Wednesday, April 27, 2005

Saying what you mean when you really mean it

A tip of the hat to novelist, critic, and filmmaker John Berger whose vast body of work is being celebrated in the UK this month. Most famous for his seminal art treatise Ways of Seeing, he's also written numerous other fine books, parts of which have been handily compiled in a single volume by Geoff Dyer. All of his writing demonstrates that it's possible to be socially enaged and politically radical without sacrificing a nuanced view of the world, appreciation for the ambiguities and paradoxes of art, or a keen sense of humor. This interview and profile from the Guardian serves as a good introduction to Berger's fierce and humane work. Where many writers seem content to sling snarky observations or academic jargon at the latest musical/art/literary fad-of-the-moment, Berger always digs deeper into his subjects. He never loses sight of the larger world around him and the social and political context that many feel safer ignoring.
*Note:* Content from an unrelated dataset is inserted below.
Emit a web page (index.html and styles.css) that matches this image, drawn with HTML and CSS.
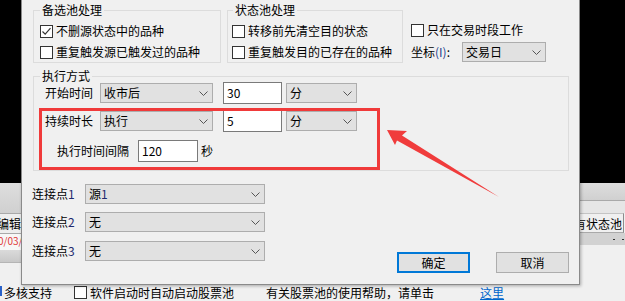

Here's a Berger chestnut on the subversive powers of art. It's an idea so old-fashioned that it's practically hokey. And yet it still holds currency, even in Bush's America:

"I can't tell you what art does and how it does it, but I know that art has often judged the judges, pleaded revenge to the innocent and shown to the future what the past has suffered, so that it has never been forgotten. I know too that the powerful fear art, whatever its form, when it does this, and that amongst the people such art sometimes runs like a rumour and a legend because it makes sense of what life's brutalities cannot, a sense that unites us, for it is inseparable from a justice at last. Art, when it functions like this, becomes a meeting-place of the invisible, the irreducible, the enduring, guts and honour."